Rokhmin mengemukakan, setidaknya ada lima tantangan BKIPM. Yakni, tantangan dalam mendukung kontribusi ekonomi sektor Kelautan dan Perikanan (KP); tantangan dalam mendukung industrialisasi perikanan yang nernilai tambah dan berdaya saing; dan tantangan dalam pengawasan lalu lintas ikan dan produk perikanan dan keamanan hayati ikan.
Selain itu, tantangan dalam pencegahan masuk dan tersebarnya hama dan penyakit ikan karantina (HPIK) ; dan tantangan dalam pelayanan sertifikasi kesehatan ikan, mutu dan keamanan hasil perikanan.

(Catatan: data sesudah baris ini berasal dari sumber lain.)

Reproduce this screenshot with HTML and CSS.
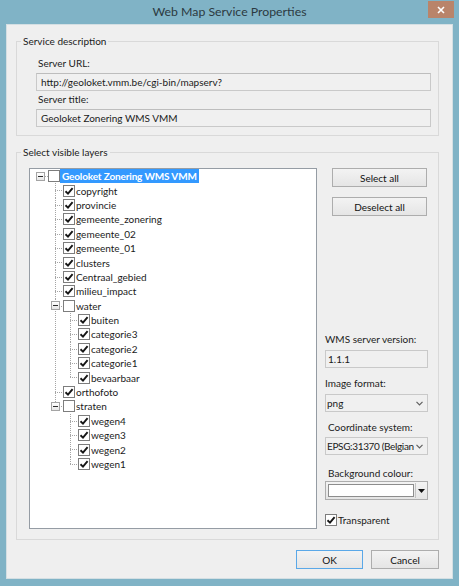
FILE: index.html
```html
<!DOCTYPE html>
<html>
<head>
<meta charset="utf-8">
<title>Web Map Service Properties</title>
<link rel="stylesheet" href="styles.css">
</head>
<body>
<div class="window">
  <div class="titlebar">
    <span class="title">Web Map Service Properties</span>
    <span class="close"><svg width="8" height="8" viewBox="0 0 8 8"><path d="M1 1L7 7M7 1L1 7" stroke="#fff" stroke-width="1.6"/></svg></span>
  </div>
  <div class="client">
    <section class="group">
      <div class="legend">Service description</div>
      <div class="desc">
        <div class="label">Server URL:</div>
        <div class="textbox">http://geoloket.vmm.be/cgi-bin/mapserv?</div>
        <div class="label">Server title:</div>
        <div class="textbox">Geoloket Zonering WMS VMM</div>
      </div>
    </section>
    <section class="group g2">
      <div class="legend">Select visible layers</div>
      <div class="layers">
        <div class="tree">
          <ul>
            <li>
              <div class="row lv0"><span class="gutter"><span class="exp"></span></span><span class="cb"></span><span class="txt sel">Geoloket Zonering WMS VMM</span></div>
              <ul class="l1">
                <li><div class="row lv1"><span class="gutter"></span><span class="cb on"><svg viewBox="0 0 10 10"><path d="M1.5 5.2L4 7.6L8.6 2.2"/></svg></span><span class="txt">copyright</span></div></li>
                <li><div class="row lv1"><span class="gutter"></span><span class="cb on"><svg viewBox="0 0 10 10"><path d="M1.5 5.2L4 7.6L8.6 2.2"/></svg></span><span class="txt">provincie</span></div></li>
                <li><div class="row lv1"><span class="gutter"></span><span class="cb on"><svg viewBox="0 0 10 10"><path d="M1.5 5.2L4 7.6L8.6 2.2"/></svg></span><span class="txt">gemeente_zonering</span></div></li>
                <li><div class="row lv1"><span class="gutter"></span><span class="cb on"><svg viewBox="0 0 10 10"><path d="M1.5 5.2L4 7.6L8.6 2.2"/></svg></span><span class="txt">gemeente_02</span></div></li>
                <li><div class="row lv1"><span class="gutter"></span><span class="cb on"><svg viewBox="0 0 10 10"><path d="M1.5 5.2L4 7.6L8.6 2.2"/></svg></span><span class="txt">gemeente_01</span></div></li>
                <li><div class="row lv1"><span class="gutter"></span><span class="cb on"><svg viewBox="0 0 10 10"><path d="M1.5 5.2L4 7.6L8.6 2.2"/></svg></span><span class="txt">clusters</span></div></li>
                <li><div class="row lv1"><span class="gutter"></span><span class="cb on"><svg viewBox="0 0 10 10"><path d="M1.5 5.2L4 7.6L8.6 2.2"/></svg></span><span class="txt">Centraal_gebied</span></div></li>
                <li><div class="row lv1"><span class="gutter"></span><span class="cb on"><svg viewBox="0 0 10 10"><path d="M1.5 5.2L4 7.6L8.6 2.2"/></svg></span><span class="txt">milieu_impact</span></div></li>
                <li>
                  <div class="row lv1"><span class="gutter"><span class="exp"></span></span><span class="cb"></span><span class="txt">water</span></div>
                  <ul class="l2">
                    <li><div class="row lv2"><span class="gutter"></span><span class="cb on"><svg viewBox="0 0 10 10"><path d="M1.5 5.2L4 7.6L8.6 2.2"/></svg></span><span class="txt">buiten</span></div></li>
                    <li><div class="row lv2"><span class="gutter"></span><span class="cb on"><svg viewBox="0 0 10 10"><path d="M1.5 5.2L4 7.6L8.6 2.2"/></svg></span><span class="txt">categorie3</span></div></li>
                    <li><div class="row lv2"><span class="gutter"></span><span class="cb on"><svg viewBox="0 0 10 10"><path d="M1.5 5.2L4 7.6L8.6 2.2"/></svg></span><span class="txt">categorie2</span></div></li>
                    <li><div class="row lv2"><span class="gutter"></span><span class="cb on"><svg viewBox="0 0 10 10"><path d="M1.5 5.2L4 7.6L8.6 2.2"/></svg></span><span class="txt">categorie1</span></div></li>
                    <li><div class="row lv2"><span class="gutter"></span><span class="cb on"><svg viewBox="0 0 10 10"><path d="M1.5 5.2L4 7.6L8.6 2.2"/></svg></span><span class="txt">bevaarbaar</span></div></li>
                  </ul>
                </li>
                <li><div class="row lv1"><span class="gutter"></span><span class="cb on"><svg viewBox="0 0 10 10"><path d="M1.5 5.2L4 7.6L8.6 2.2"/></svg></span><span class="txt">orthofoto</span></div></li>
                <li>
                  <div class="row lv1"><span class="gutter"><span class="exp"></span></span><span class="cb"></span><span class="txt">straten</span></div>
                  <ul class="l2">
                    <li><div class="row lv2"><span class="gutter"></span><span class="cb on"><svg viewBox="0 0 10 10"><path d="M1.5 5.2L4 7.6L8.6 2.2"/></svg></span><span class="txt">wegen4</span></div></li>
                    <li><div class="row lv2"><span class="gutter"></span><span class="cb on"><svg viewBox="0 0 10 10"><path d="M1.5 5.2L4 7.6L8.6 2.2"/></svg></span><span class="txt">wegen3</span></div></li>
                    <li><div class="row lv2"><span class="gutter"></span><span class="cb on"><svg viewBox="0 0 10 10"><path d="M1.5 5.2L4 7.6L8.6 2.2"/></svg></span><span class="txt">wegen2</span></div></li>
                    <li><div class="row lv2"><span class="gutter"></span><span class="cb on"><svg viewBox="0 0 10 10"><path d="M1.5 5.2L4 7.6L8.6 2.2"/></svg></span><span class="txt">wegen1</span></div></li>
                  </ul>
                </li>
              </ul>
            </li>
          </ul>
        </div>
        <div class="side">
          <div class="side-top">
            <button class="btn side-btn">Select all</button>
            <button class="btn side-btn">Deselect all</button>
          </div>
          <div class="side-bottom">
            <div class="slabel">WMS server version:</div>
            <div class="sbox version">1.1.1</div>
            <div class="slabel m8">Image format:</div>
            <div class="sbox combo fmt"><span class="ctext">png</span><svg class="chev" width="7" height="5" viewBox="0 0 7 5"><path d="M0.5 0.8L3.5 3.8L6.5 0.8" fill="none" stroke="#606060" stroke-width="1.2"/></svg></div>
            <div class="slabel m8 ind">Coordinate system:</div>
            <div class="sbox combo crs"><span class="ctext tight">EPSG:31370 (Belgian</span><svg class="chev" width="7" height="5" viewBox="0 0 7 5"><path d="M0.5 0.8L3.5 3.8L6.5 0.8" fill="none" stroke="#606060" stroke-width="1.2"/></svg></div>
            <div class="slabel m11 ind">Background colour:</div>
            <div class="picker"><span class="swatch"></span><span class="sep"></span><svg class="tri" width="7" height="4" viewBox="0 0 7 4"><path d="M0 0H7L3.5 4Z" fill="#111"/></svg></div>
            <div class="check-row"><span class="cb on"><svg viewBox="0 0 10 10"><path d="M1.5 5.2L4 7.6L8.6 2.2"/></svg></span><span class="txt">Transparent</span></div>
          </div>
        </div>
      </div>
    </section>
    <div class="actions">
      <button class="btn ok">OK</button>
      <button class="btn cancel">Cancel</button>
    </div>
  </div>
</div>
</body>
</html>
```
FILE: styles.css
```css
* { box-sizing: border-box; }
body {
  margin: 0;
  font-family: Lato, "Open Sans", "Noto Sans", sans-serif;
  font-size: 10px;
  color: #1b1b1b;
}
.window {
  width: 459px;
  height: 586px;
  background: #80b3c6;
  display: flex;
  flex-direction: column;
}
.titlebar {
  height: 24px;
  flex: none;
  display: grid;
  grid-template-columns: 1fr auto 1fr;
  align-items: start;
}
.title {
  grid-column: 2;
  font-size: 12.3px;
  line-height: 24px;
  color: #2c3a41;
}
.close {
  grid-column: 3;
  justify-self: end;
  margin: 1px 5px 0 0;
  width: 26px;
  height: 17px;
  background: #b9846a;
  display: flex;
  align-items: center;
  justify-content: center;
}
.client {
  flex: 1;
  min-height: 0;
  margin: 0 6px 7px;
  background: #efefef;
  border: 1px solid #d4dfe3;
  padding: 16px 13px 0 9px;
  display: flex;
  flex-direction: column;
}
.group {
  flex: none;
  border: 1px solid #d9d9d9;
}
.legend {
  width: fit-content;
  margin: -8px 0 0 4px;
  padding: 0 2px;
  line-height: 14px;
  background: #efefef;
}
.g2 { margin-top: 16px; }
.desc { padding: 8px 7px 7px 19px; }
.label { line-height: 15px; padding-left: 2px; }
.textbox {
  height: 18px;
  margin: 2px 0 1px;
  padding: 0 4px;
  border: 1px solid #c9c9c9;
  border-top-color: #bdbdbd;
  background: #f0f0f0;
  line-height: 16px;
  white-space: nowrap;
}
.layers {
  display: flex;
  gap: 8px;
  padding: 9px 10px 10px 12px;
}
.tree {
  width: 288px;
  height: 361px;
  flex: none;
  background: #fff;
  border: 1px solid #959ca4;
  overflow: hidden;
}
.tree ul { list-style: none; margin: 0; padding: 0; }
.row {
  display: flex;
  align-items: center;
  height: 14.4px;
}
.row.lv1 { padding-left: 15px; }
.row.lv2 { padding-left: 30px; }
.gutter {
  flex: none;
  width: 18px;
  height: 100%;
  display: flex;
  align-items: center;
  background: repeating-linear-gradient(to right, #a5a5a5 0 1px, transparent 1px 2px) 10px 7px / 8px 1px no-repeat;
}
.lv0 .gutter { background-position: 15px 7px; background-size: 3px 1px; }
.exp {
  width: 9px;
  height: 9px;
  margin-left: 6px;
  border: 1px solid #a4a4a4;
  background: linear-gradient(#ffffff, #e6e6e6);
  display: flex;
  align-items: center;
  justify-content: center;
}
.exp::before {
  content: "";
  width: 5px;
  height: 1px;
  background: #2b2b2b;
}
.l1 > li {
  background: repeating-linear-gradient(to bottom, #a5a5a5 0 1px, transparent 1px 2px) 25px 0 / 1px 100% no-repeat;
}
.l2 > li {
  background: repeating-linear-gradient(to bottom, #a5a5a5 0 1px, transparent 1px 2px) 40px 0 / 1px 100% no-repeat;
}
.l1 > li:last-child, .l2 > li:last-child { background-size: 1px 7px; }
.cb {
  flex: none;
  width: 12px;
  height: 12px;
  border: 1px solid #7d7d7d;
  background: #fff;
  display: flex;
  align-items: center;
  justify-content: center;
}
.cb svg { width: 10px; height: 10px; }
.cb svg path { fill: none; stroke: #161616; stroke-width: 1.9; }
.txt {
  padding: 0 2px 0 1px;
  line-height: 14px;
  white-space: nowrap;
}
.txt.sel {
  background: #3399ff;
  color: #fff;
  font-weight: bold;
  letter-spacing: -0.15px;
  padding: 0 2px;
}
.side {
  width: 103px;
  flex: none;
  display: flex;
  flex-direction: column;
  justify-content: space-between;
}
.side-top { display: flex; flex-direction: column; gap: 10px; }
.btn {
  font: inherit;
  color: #111;
  height: 19px;
  padding: 0;
  border: 1px solid #adadad;
  background: linear-gradient(#f3f3f3, #e5e5e5);
}
.side-btn { width: 95px; margin-left: 7px; }
.side-bottom { padding-bottom: 2px; }
.slabel { line-height: 15px; }
.slabel.ind { padding-left: 3px; }
.m8 { margin-top: 8px; }
.m11 { margin-top: 11px; }
.sbox {
  height: 18px;
  margin-top: 3px;
  border: 1px solid #c9c9c9;
  background: #f0f0f0;
  line-height: 16px;
  padding-left: 2px;
  white-space: nowrap;
}
.combo {
  display: flex;
  align-items: center;
  padding: 0 4px 0 1px;
}
.combo.crs { margin-top: 2px; }
.ctext { flex: 1; overflow: hidden; white-space: nowrap; }
.ctext.tight { letter-spacing: -0.35px; }
.chev { flex: none; margin-left: 2px; }
.picker {
  height: 19px;
  border: 1px solid #adadad;
  background: linear-gradient(#f3f3f3, #e5e5e5);
  display: flex;
  align-items: center;
  padding-left: 2px;
}
.swatch {
  width: 86px;
  height: 13px;
  background: #fff;
  border: 1px solid #8d8d8d;
}
.sep {
  width: 1px;
  height: 15px;
  margin-left: 1px;
  background: #c4c4c4;
}
.tri { margin-left: 2px; }
.check-row {
  margin-top: 12px;
  height: 15px;
  display: flex;
  align-items: center;
}
.check-row .txt { padding-left: 1px; }
.actions {
  flex: none;
  display: flex;
  justify-content: flex-end;
  gap: 8px;
  margin-top: 10px;
}
.ok { width: 67px; border-color: #5aa8e8; }
.cancel { width: 68px; }
```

Di akhir pemaparannya, Prof Rokhmin menyampaikan saran untuk penguatan BKIPM. Yaitu, membuktikan dan mendesiminasikan kinerja positip (keberhasilan) BKIPM selama ini dalam mendukung pembangunan sektor KP yang berhasil kepada stakeholders dan publik; dan penyampaian argumentasi (reasonings) ilmiah maupun berdasarkan fakta (evidence-based prove), bahwa fungsi (tugas) ‘pengendalian mutu ikan dan produk perikanan’ memang lebih tepat (proper) berada di bawah BKIPM.
Selain itu, dengan ingin menjadikan Indonesia sebagai Poros Maritim Dunia (antara lain menjadikan Indonesia sebagai Produsen Perikanan terbesar di dunia, menggeser China), akan tidak memadai (counter productive), bila BKIPM digabungkan dengan Badan Karantina Pertanian.
“Tidak kalah pentingnya, BKIPM harus menjadi lebih inovatif dan solit sebagai sebuat tim untuk menghasilkan kinerja yang lebih baik dan berkelanjutan,” ujar Prof Rokhmin Dahuri.